‘The Americans’ Continues To Be One Of The Best Shows On TV In Season 4

Whenever a stranger finds out what I do for a living, they typically reply with one question: What show should I be watching? This sounds like an easy thing to answer — just name my favorite show on TV — but it has to be tailored to the person. Unbreakable Kimmy Schmidt is wonderful, but its rapid-fire quotability isn’t for everyone. Neither is You’re the Worst‘s raw, comedic look at depression, or Review‘s psychological exposé of a man unable to say no (to pancakes). Lately, my go-to response has been Fargo, our best series from 2014 and 2015, because if you don’t like Fargo, well, you’re wrong. It’s tense, funny, thrilling, and stylish — it’s the kind of show that, 10 years ago, people would have said it’s “too good for TV.” Think how great the split-screen “Jabberwocky” monologue would look on the big screen.

But Fargo isn’t my favorite show on TV. It’s a close second behind FX’s flat-out brilliant The Americans, which I almost never recommend. Here’s why.

Season four, which premieres tonight at 10 p.m. EST, begins with a flashback. We see a young Philip Jennings, back when he still went by his real name, Mischa, in Russia. He’s being followed by and hiding from two other teens, one of whom he kills by bashing the boy’s head in with a rock. That’s the first scene of the season. Even Game of Thrones usually gives us some “tits and dragons” before getting to the bloody stuff. And by The Americans‘ standards, it’s not even that vicious. A dead, naked woman having all her bones broken so she can be stuffed into a suitcase is far worse. That’s a weird thing to recommend to someone with whom you’re making small talk at the gym.

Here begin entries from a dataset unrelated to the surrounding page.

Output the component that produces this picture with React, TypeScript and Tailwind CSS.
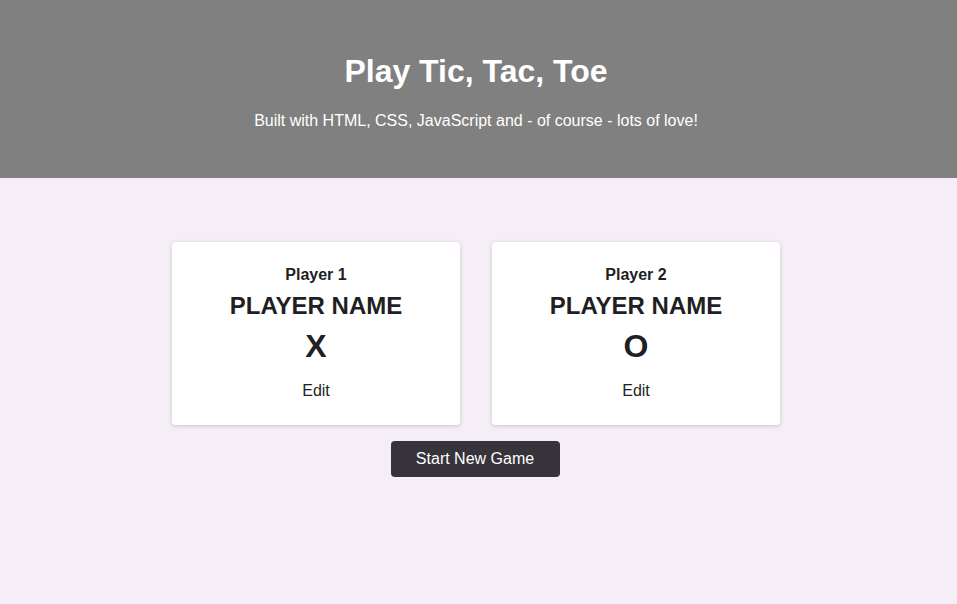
import React from 'react';

const players = [
  { label: 'Player 1', symbol: 'X' },
  { label: 'Player 2', symbol: 'O' },
];

const App: React.FC = () => {
  return (
    <div className="min-h-screen bg-[#f5eef6] font-['Liberation_Sans',Arial,sans-serif] text-[#211f23]">
      <header className="bg-[#808080] pt-[51px] pb-[45px] pr-[5px] text-center text-white">
        <h1 className="text-[32px] leading-[40px] font-bold">Play Tic, Tac, Toe</h1>
        <p className="mt-[18px] text-base leading-6">
          Built with HTML, CSS, JavaScript and - of course - lots of love!
        </p>
      </header>
      <main className="flex flex-col items-center pt-16 pr-[5px]">
        <ol className="flex gap-8">
          {players.map((p) => (
            <li
              key={p.label}
              className="w-[288px] h-[183px] bg-white rounded-[4px] shadow-[0_1px_4px_rgba(0,0,0,0.18)] pt-[21px] flex flex-col items-center text-center"
            >
              <h2 className="text-base leading-6 font-bold">{p.label}</h2>
              <h3 className="mt-[3px] text-2xl leading-8 font-bold">PLAYER NAME</h3>
              <p className="mt-1 text-[32px] leading-10 font-bold">{p.symbol}</p>
              <button className="mt-[13px] text-base leading-6">Edit</button>
            </li>
          ))}
        </ol>
        <button className="mt-4 mr-[2px] w-[169px] h-9 rounded-[4px] bg-[#37333b] text-white text-base">
          Start New Game
        </button>
      </main>
    </div>
  );
};

export default App;
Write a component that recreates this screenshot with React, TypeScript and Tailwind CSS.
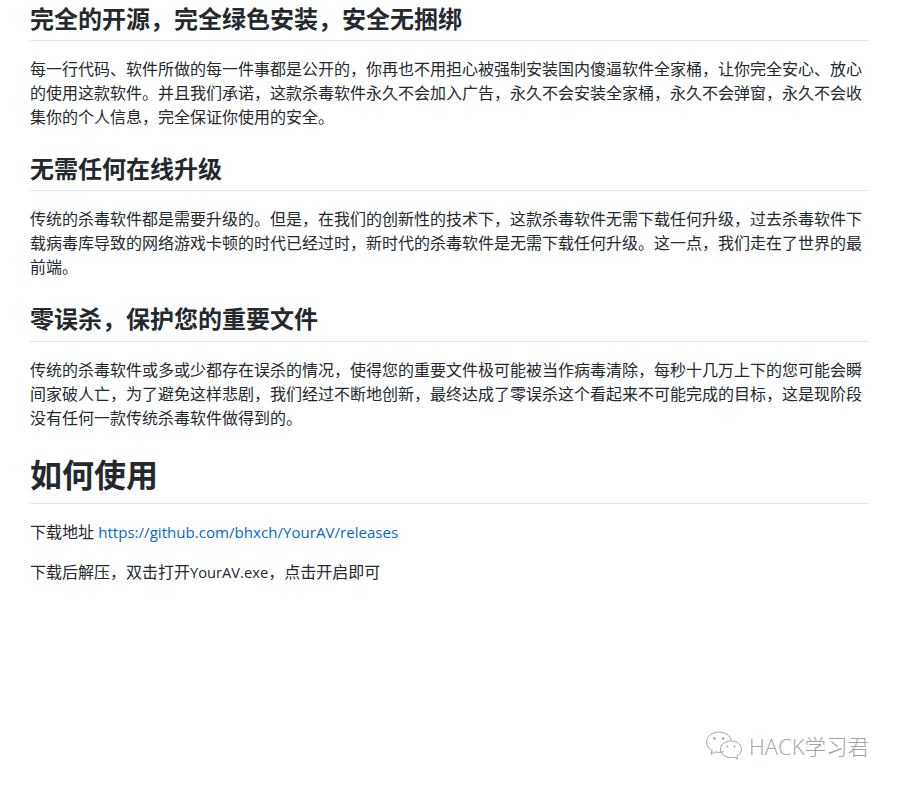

Oh well. It’s their loss, because The Americans is outstanding, and it continues to be excellent in season four. It’s also somehow even darker and more suffocating. There’s no hand holding. The action picks up soon after the events of last year’s finale (watch the “previously on…” segment), when Paige called Pastor Tim to tell him her parents are Russians spies and Philip murdered Gene, the FBI’s computer specialist, and made it look like a suicide. In typical Americans fashion, there’s no immediate fallout from Paige’s admission. Elizabeth and Philip (played by the tragically Emmy-less Keri Russell and Matthew Rhys) don’t run to the church and make Pastor Tim choke on a Bible. That would be too simple, and Paige would ask too many questions. The show has never been interested in quick, easy solutions — it’s a slow, morose burn that unfolds over several episodes, if not an entire season. That’s not only impressive, character-building restraint from executive producers Joe Weisberg and Joel Fields in the age of #TooMuchTV, it also makes the sporadic “holy sh*t” moments even more “HOLY SH*T.”

It’s hard to talk about the season without giving too much away (the less you know, the better; that’s also the Jennings’ parenting motto when it comes to raising Henry), but Nina is still toiling away in a Soviet laboratory with an increasingly depressed Anton; Stan is still harboring deep feelings for his estranged wife Sandra, even though he’s dating a new woman; and Martha is still “poor Martha.” (If anyone deserves good things in life, it’s Martha. She’s Jesse Pinkman locked in a cell, but for four seasons.) Philip’s unwillingness to do everything the KGB demands, no questions asked, has only intensified, and Elizabeth may soon join him, now that they’re handling risky biochemicals.

(I’ll admit that’s unlikely, because Elizabeth is steely and devoted to the cause, and I can imagine the show’s final season, whenever that is, being about Elizabeth having to “take out” a panicked Philip. Call it a “spy’s divorce.”)

The Americans is cold and complicated, with few moments of dark humor (in the premiere, it’s Philip and Elizabeth slowly stripping their stakeout disguises in what appears to be the world’s deepest garage). But the admiration it inspires is easy to understand, if you’re willing to give it a shot.

The Americans premieres tonight on FX at 10 p.m. ET. You can catch up with older episodes on Amazon Prime.